There you stand in front of these giant black metal gates, which remain unlocked through night and day. On your left around the corner is a well, built by my great grandfather decades ago, the bricks gouging out of its side and the trees growing into it forming a peculiar shade, telling of its age. There was always a metal cup on its brim, for any passerby to use. Everyone in the neighborhood, old or young, has once had a drink from this well. The atmosphere exudes kindness and love, and you have yet to set foot into my grandparent’s yard.
I reckon you can’t stand out there under the Sudanese sun for much longer, so you go in. The gates creak open, and you are instantly in this new yet familiar space. A rectangular yard, which to my child self, seemed endless. The ground is of burnt clay bricks, their crimson color shone best after rain, and the walls were of various shades of red and brown stones. The house looked like all the others in the neighborhood, yet it always felt distinct.
If you look up, you will find in the far distance a wash basin used for ablution (wudu), it is of a light peach brick that looked unnatural amid browns, yet it fitted oh so perfectly in that far left corner. It’s fossette ran cold water even on the hottest of summer days. I am still in awe of its functionality after being used by three generations of far and close family and strangers who were in a hurry to go pray. The stream of water is almost silent when accompanied with the engines of cars driving by the house, the cheers of the kids playing football on the street, the far away radio music, and the tea talks of the neighborhood aunties and uncles just outside.
On your right are two metal beds, though you might find them elsewhere as every Friday they change places. I reminisce about the late nights where I laid in my late grandmother’s arms, staring at the star-filled sky singing one of her latest lullabies. My most frequently sang lullaby translates to:
Oh, my moon, oh lovely moon, won’t you check on mom and dad
and tell me when they are on their way back.
I remember sleeping on those beds, which we often pushed together in the middle of the yard, enjoying the cool breeze and waking up to the sunlight gently kissing my cheeks (Though the mosquitos always got to me first).
My grandmother said some of the most brilliant poetry while sitting on those beds. She had one of us write her words down since she couldn’t read or write. Maybe in the future, when I need inspiration, I will visit those beds, lay down on their cold mattresses, and stare at my moon again.
You may wonder where the actual house is. The door to our house is at the far right, a white metal door with glass windows on each side. Whenever you visit, make sure to have a drink of hot milk from our village milkman, I will guarantee no milk can compare, especially with a side of homemade gargosh (Sudanese biscuits).

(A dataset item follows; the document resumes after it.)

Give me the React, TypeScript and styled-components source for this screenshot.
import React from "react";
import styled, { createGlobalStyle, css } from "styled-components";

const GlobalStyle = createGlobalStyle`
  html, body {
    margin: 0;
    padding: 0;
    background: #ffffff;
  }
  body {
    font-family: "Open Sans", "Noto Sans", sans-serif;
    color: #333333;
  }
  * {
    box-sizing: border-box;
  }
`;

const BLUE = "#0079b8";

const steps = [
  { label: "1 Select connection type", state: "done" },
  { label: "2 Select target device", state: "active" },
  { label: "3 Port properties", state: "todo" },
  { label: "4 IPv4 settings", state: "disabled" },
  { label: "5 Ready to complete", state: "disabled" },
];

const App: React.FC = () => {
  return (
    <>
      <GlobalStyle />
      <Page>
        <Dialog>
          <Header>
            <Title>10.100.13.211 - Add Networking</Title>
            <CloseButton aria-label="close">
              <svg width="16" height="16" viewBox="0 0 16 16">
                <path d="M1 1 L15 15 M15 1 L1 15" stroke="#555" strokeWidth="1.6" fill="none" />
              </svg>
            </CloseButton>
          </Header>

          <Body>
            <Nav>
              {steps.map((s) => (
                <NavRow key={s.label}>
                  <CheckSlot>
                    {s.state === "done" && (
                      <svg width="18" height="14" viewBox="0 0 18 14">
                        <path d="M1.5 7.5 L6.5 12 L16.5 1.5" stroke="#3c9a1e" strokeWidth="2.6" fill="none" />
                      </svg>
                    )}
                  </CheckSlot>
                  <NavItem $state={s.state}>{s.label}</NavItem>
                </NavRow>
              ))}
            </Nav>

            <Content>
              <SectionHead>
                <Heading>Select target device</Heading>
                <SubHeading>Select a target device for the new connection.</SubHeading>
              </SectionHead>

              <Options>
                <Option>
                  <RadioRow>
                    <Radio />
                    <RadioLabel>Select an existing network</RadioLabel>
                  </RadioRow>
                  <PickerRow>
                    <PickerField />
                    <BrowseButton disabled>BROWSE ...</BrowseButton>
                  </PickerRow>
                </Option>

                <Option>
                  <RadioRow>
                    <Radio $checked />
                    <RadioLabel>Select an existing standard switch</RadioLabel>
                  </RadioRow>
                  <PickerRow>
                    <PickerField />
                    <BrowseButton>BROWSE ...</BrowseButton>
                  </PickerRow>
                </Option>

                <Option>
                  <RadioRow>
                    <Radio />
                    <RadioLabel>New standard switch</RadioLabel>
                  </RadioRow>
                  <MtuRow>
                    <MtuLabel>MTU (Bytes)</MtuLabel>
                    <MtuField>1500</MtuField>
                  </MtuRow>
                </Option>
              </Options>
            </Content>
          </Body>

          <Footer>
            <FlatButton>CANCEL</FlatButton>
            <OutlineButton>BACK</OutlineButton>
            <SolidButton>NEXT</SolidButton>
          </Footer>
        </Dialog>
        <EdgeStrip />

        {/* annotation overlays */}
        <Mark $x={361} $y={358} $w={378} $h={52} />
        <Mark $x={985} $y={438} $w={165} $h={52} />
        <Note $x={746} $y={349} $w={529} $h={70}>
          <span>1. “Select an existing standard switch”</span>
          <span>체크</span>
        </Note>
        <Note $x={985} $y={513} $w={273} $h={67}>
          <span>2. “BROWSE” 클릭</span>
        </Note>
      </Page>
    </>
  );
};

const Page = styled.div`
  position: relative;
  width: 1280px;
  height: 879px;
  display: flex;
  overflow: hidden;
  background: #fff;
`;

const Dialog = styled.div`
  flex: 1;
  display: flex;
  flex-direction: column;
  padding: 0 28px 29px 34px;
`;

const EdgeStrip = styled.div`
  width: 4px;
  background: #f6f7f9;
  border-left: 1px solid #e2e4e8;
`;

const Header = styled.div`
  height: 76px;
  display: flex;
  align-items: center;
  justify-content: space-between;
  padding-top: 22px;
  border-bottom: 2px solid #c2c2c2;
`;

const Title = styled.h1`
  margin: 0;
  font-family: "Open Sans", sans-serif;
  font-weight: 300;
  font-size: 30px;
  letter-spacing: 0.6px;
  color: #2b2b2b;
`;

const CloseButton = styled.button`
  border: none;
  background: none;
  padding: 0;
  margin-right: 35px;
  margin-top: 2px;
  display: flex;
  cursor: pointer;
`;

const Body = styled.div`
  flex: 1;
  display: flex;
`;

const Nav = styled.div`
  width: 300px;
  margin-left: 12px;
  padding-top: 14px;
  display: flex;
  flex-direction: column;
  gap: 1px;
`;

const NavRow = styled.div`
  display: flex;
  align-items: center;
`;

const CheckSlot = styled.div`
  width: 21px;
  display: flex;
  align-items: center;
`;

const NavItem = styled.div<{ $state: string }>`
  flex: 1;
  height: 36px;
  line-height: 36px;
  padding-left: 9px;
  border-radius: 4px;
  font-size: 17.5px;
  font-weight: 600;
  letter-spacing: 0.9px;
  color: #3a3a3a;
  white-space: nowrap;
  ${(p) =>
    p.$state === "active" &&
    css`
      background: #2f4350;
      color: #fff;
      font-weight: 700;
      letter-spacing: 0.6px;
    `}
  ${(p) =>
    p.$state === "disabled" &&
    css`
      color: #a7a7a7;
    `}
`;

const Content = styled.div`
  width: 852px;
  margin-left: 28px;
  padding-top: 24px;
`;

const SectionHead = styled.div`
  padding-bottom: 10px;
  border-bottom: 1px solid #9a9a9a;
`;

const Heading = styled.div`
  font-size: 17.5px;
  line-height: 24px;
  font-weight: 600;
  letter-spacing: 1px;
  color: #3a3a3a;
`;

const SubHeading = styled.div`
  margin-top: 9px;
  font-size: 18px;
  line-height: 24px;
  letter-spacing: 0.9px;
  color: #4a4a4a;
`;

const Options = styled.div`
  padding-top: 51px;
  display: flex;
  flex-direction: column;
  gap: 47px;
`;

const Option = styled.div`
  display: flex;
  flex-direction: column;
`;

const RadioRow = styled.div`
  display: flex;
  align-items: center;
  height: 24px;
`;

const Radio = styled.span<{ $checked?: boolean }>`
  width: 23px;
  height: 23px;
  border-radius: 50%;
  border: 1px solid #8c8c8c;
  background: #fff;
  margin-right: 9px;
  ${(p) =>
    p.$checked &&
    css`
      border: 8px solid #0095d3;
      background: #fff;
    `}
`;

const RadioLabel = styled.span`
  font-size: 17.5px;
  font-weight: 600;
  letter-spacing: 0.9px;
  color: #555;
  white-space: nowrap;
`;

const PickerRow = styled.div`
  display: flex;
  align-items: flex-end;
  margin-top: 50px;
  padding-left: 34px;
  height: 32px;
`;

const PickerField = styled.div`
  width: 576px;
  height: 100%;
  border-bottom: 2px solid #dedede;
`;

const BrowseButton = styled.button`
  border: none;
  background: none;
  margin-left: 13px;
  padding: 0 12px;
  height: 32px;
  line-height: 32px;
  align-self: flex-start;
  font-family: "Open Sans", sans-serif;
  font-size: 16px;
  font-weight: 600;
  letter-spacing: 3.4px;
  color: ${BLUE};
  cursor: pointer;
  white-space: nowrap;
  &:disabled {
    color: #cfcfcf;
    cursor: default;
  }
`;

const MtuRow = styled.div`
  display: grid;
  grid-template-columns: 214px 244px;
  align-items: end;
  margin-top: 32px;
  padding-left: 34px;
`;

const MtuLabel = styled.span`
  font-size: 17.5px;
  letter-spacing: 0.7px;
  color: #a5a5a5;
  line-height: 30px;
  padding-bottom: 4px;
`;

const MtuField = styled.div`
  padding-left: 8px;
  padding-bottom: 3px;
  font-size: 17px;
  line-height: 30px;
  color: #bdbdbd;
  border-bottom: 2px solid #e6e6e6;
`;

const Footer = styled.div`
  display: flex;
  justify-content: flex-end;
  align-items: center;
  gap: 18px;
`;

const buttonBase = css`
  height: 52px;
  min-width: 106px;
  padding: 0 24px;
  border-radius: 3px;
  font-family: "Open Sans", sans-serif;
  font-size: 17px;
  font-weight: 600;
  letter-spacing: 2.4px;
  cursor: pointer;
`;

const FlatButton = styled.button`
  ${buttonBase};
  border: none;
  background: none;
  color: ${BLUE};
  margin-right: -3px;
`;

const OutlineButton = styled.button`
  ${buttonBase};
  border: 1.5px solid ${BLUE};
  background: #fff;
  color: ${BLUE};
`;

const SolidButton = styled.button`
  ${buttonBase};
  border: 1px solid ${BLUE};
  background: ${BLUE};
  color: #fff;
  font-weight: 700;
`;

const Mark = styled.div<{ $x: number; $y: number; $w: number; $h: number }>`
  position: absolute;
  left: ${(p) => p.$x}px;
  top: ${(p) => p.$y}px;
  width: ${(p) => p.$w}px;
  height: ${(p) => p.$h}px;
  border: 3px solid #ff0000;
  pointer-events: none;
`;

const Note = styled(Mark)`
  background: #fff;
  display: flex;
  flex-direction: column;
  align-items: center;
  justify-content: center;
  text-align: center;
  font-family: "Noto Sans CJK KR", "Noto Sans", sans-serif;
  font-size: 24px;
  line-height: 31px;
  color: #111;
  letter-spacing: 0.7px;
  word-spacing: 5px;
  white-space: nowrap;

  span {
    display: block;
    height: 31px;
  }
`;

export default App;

The yard did not make up a great deal of the house, it was simply an extension of where all the memories are truly made, but to me it stands more sincere. Perhaps I recognize it as truly ‘my own’, compared to the actual house which belonged to everyone who visited. The yard was the one place where the world revolved around me alone, the moon was mine and the wind twirled to my entertainment. In heavy rain I sat by the white doors, staring through the fog of their windows to the rain droplets bouncing off the bricks, washing out the dirt brown and showcasing their crimson hue. My face would light up with surprise during the color reveal as if I hadn’t witnessed it hundreds of times before.

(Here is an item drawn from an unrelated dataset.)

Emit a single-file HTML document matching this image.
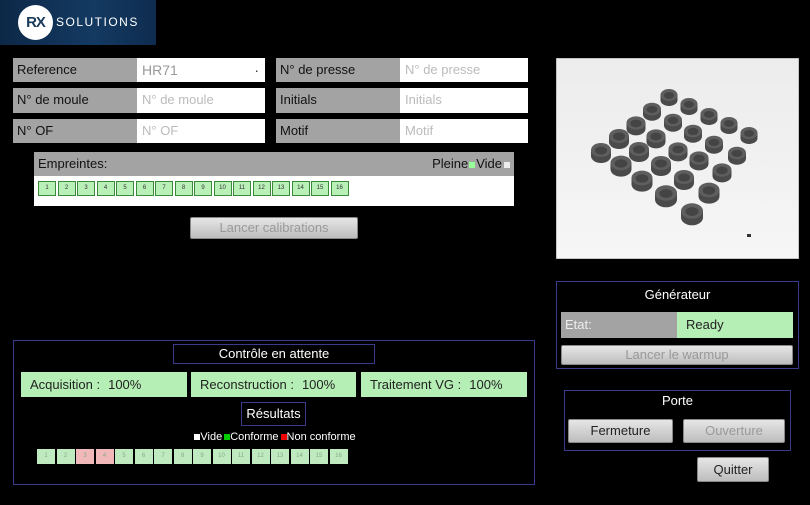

I don’t recommend you blindly trust my narrative, for my depiction is but fragments of memory viewed through rose colored lenses. I am more bonded to the meaning I projected on this yard than the tangible space, as is exclaimed in the meaning-mediated model (pg. 291) in the article Psychology of place. It is likely that the ‘real’ yard is simply shades of brown and grey, humidity and headache. Nevertheless, it unveils my past and youth, it allows my child mind to flourish far beyond the physical factors, it “becomes a referent for the past” as in place-referent continuity.
The entire concept of place attachment is most comprehensible to me when I compare it to personal attachment, as is done in the theory of "Place attachment: Parallels with interpersonal relations?", personifying place allows for this rather foreign topic to be more acknowledgeable and applicable to us, for the grief accompanying the loss of a loved one is more familiar, unlike place loss.
My grandmother’s yard is the friend I knew from before I could open my eyes, they saw my first falls, tears and joys. They saw my heartbreaks from early on and introduced me to all the miraculous beauties of life. As I grew up, I took them for granted. Then I had to leave the country and leave them behind, I tried to stay connected, but I couldn’t do much … they were out of reach. As time goes by, I slowly lose ties with them and though in my heart I know they will always be there and welcome me with open arms whenever I’m back, I cannot help feeling distant.
Thus, my place attachment to this yard is akin to the one you feel for a distant old friend.